3. Here is the simplest Lagrangian Lagrangian relativistic formulation (with Lorentz symmetry but without manifest Lorentz symmetry). This essentially boils down to replacing discrete sums in point mechanics with continuous integrals in field theory. We put the speed of light $c=1$ to one for simplicity. The 3-position field ${\bf r}:\mathbb{R}^3\times \mathbb{R}\to\mathbb{R}^3$ depends on a continuous labelling variable ${\bf a}\in\mathbb{R}^3$ and time $t\in\mathbb{R}$. The action becomes $$ S[{\bf r}] ~=~ \left. \int \! dt~ d^3a~ {\cal L}({\bf r}({\bf a},t),{\bf v}({\bf a},t),{\bf a} ,t) \right|_{{\bf v}=\dot{\bf r}} \quad,\tag{1} $$ where the Lagrangian density is $$ {\cal L}({\bf r}({\bf a},t),{\bf v}({\bf a},t),{\bf a} ,t) ~=~ -\frac{\mu({\bf a})}{\gamma({\bf v}({\bf a},t))} -\rho({\bf a})~\phi({\bf r}({\bf a},t),t)+\rho({\bf a})~{\bf v}({\bf a},t)\cdot{\bf A}({\bf r}({\bf a},t),t) ,\tag{2}$$ and where $$\gamma({\bf v})~:=~\frac{1}{\sqrt{1-{\bf v}^2}}\tag{3}$$ is the gamma factor.
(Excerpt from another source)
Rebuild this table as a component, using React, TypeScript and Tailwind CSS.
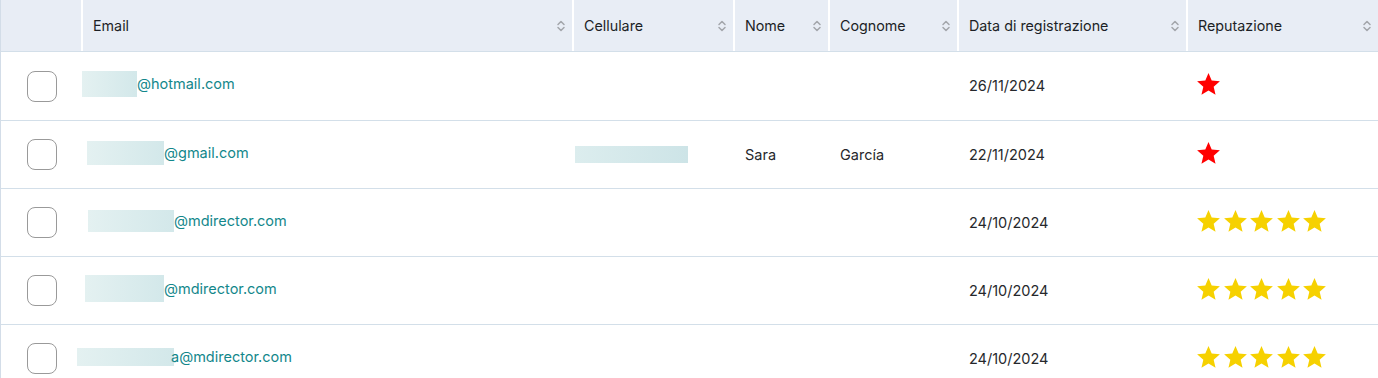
const columns = [
  { label: "", w: "w-[80px]" },
  { label: "Email", w: "w-[489px]" },
  { label: "Cellulare", w: "w-[159px]" },
  { label: "Nome", w: "w-[93px]" },
  { label: "Cognome", w: "w-[127px]" },
  { label: "Data di registrazione", w: "w-[227px]" },
  { label: "Reputazione", w: "flex-1" },
];

const rows = [
  {
    mask: "ml-[-1px] w-[55px] h-[26px]",
    domain: "@hotmail.com",
    phone: false,
    nome: "",
    cognome: "",
    date: "26/11/2024",
    stars: 1,
  },
  {
    mask: "ml-[4px] w-[77px] h-[24px]",
    domain: "@gmail.com",
    phone: true,
    nome: "Sara",
    cognome: "García",
    date: "22/11/2024",
    stars: 1,
  },
  {
    mask: "ml-[5px] w-[86px] h-[22px]",
    domain: "@mdirector.com",
    phone: false,
    nome: "",
    cognome: "",
    date: "24/10/2024",
    stars: 5,
  },
  {
    mask: "ml-[2px] w-[79px] h-[27px]",
    domain: "@mdirector.com",
    phone: false,
    nome: "",
    cognome: "",
    date: "24/10/2024",
    stars: 5,
  },
  {
    mask: "ml-[-6px] w-[97px] h-[18px] mr-[-3px]",
    domain: "a@mdirector.com",
    phone: false,
    nome: "",
    cognome: "",
    date: "24/10/2024",
    stars: 5,
  },
];

function SortIcon() {
  return (
    <svg width="10" height="16" viewBox="0 0 10 16" fill="none" className="shrink-0">
      <path d="M2 6.5 L5 3.5 L8 6.5" stroke="#a3a6ab" strokeWidth="1.5" strokeLinecap="round" strokeLinejoin="round" />
      <path d="M2 9.5 L5 12.5 L8 9.5" stroke="#a3a6ab" strokeWidth="1.5" strokeLinecap="round" strokeLinejoin="round" />
    </svg>
  );
}

function Star({ color }: { color: string }) {
  return (
    <svg width="23" height="22" viewBox="2 2 20 19.3" className="shrink-0">
      <path
        d="M12 17.27L18.18 21l-1.64-7.03L22 9.24l-7.19-.61L12 2 9.19 8.63 2 9.24l5.46 4.73L5.82 21z"
        fill={color}
      />
    </svg>
  );
}

export default function App() {
  return (
    <div
      className="w-[1378px] h-[378px] overflow-hidden bg-white border-l border-[#d3dde8] text-[14.5px]"
      style={{ fontFamily: "Inter, 'Liberation Sans', sans-serif" }}
    >
      {/* Header */}
      <div className="flex gap-[2px] bg-white h-[52px] border-b border-[#d3dfe9]">
        {columns.map((c, i) => (
          <div
            key={i}
            className={`${c.w} shrink-0 bg-[#e8edf5] flex items-center justify-between pl-[10px] pr-[6px] text-[#1c1f26] font-normal text-[14.3px]`}
          >
            <span>{c.label}</span>
            {i > 0 && <SortIcon />}
          </div>
        ))}
      </div>

      {/* Rows */}
      {rows.map((r, idx) => (
        <div
          key={idx}
          className={`flex gap-[2px] ${idx === 0 ? "h-[69px]" : "h-[68px]"} border-b border-[#d3dfe9] text-[#26282c]`}
        >
          <div className="w-[80px] shrink-0 flex items-center pl-[26px]">
            <div className="w-[30px] h-[31px] rounded-[8px] border border-[#9a9a9a] bg-white" />
          </div>
          <div className="w-[489px] shrink-0 flex items-center pb-[4px]">
            <div className={`${r.mask} bg-gradient-to-r from-[#e4f1f1] to-[#d3e8ea]`} />
            <span className="text-[#13878b]">{r.domain}</span>
          </div>
          <div className="w-[159px] shrink-0 flex items-center">
            {r.phone && (
              <div className="w-[113px] h-[17px] ml-[1px] bg-gradient-to-r from-[#dcedee] to-[#cde4e7]" />
            )}
          </div>
          <div className="w-[93px] shrink-0 flex items-center pl-[10px]">{r.nome}</div>
          <div className="w-[127px] shrink-0 flex items-center pl-[10px]">{r.cognome}</div>
          <div className="w-[227px] shrink-0 flex items-center pl-[10px]">{r.date}</div>
          <div className="flex-1 flex items-center pl-[9px] pb-[4px] gap-[3.5px]">
            {Array.from({ length: r.stars }).map((_, s) => (
              <Star key={s} color={r.stars === 1 ? "#ff0000" : "#f6d100"} />
            ))}
          </div>
        </div>
      ))}
    </div>
  );
}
The rest mass $m(\Omega)$ and the charge $Q(\Omega)$ in a region $\Omega\subseteq \mathbb{R}^3$ of labelling 3-space is given by $$ m(\Omega) ~=~ \int_{\Omega} \! d^3a~\mu({\bf a})\quad\text{and}\quad Q(\Omega) ~=~ \int_{\Omega} \! d^3a~\rho({\bf a}),\tag{4}$$ respectively.

4. The Eulerian formulation is more complicated (already in the non-relativistic case) due to labelling gauge-symmetry, cf. e.g. this Phys.SE post and references therein. If time permits, I might write down the Eulerian formulation explicitly in a future update.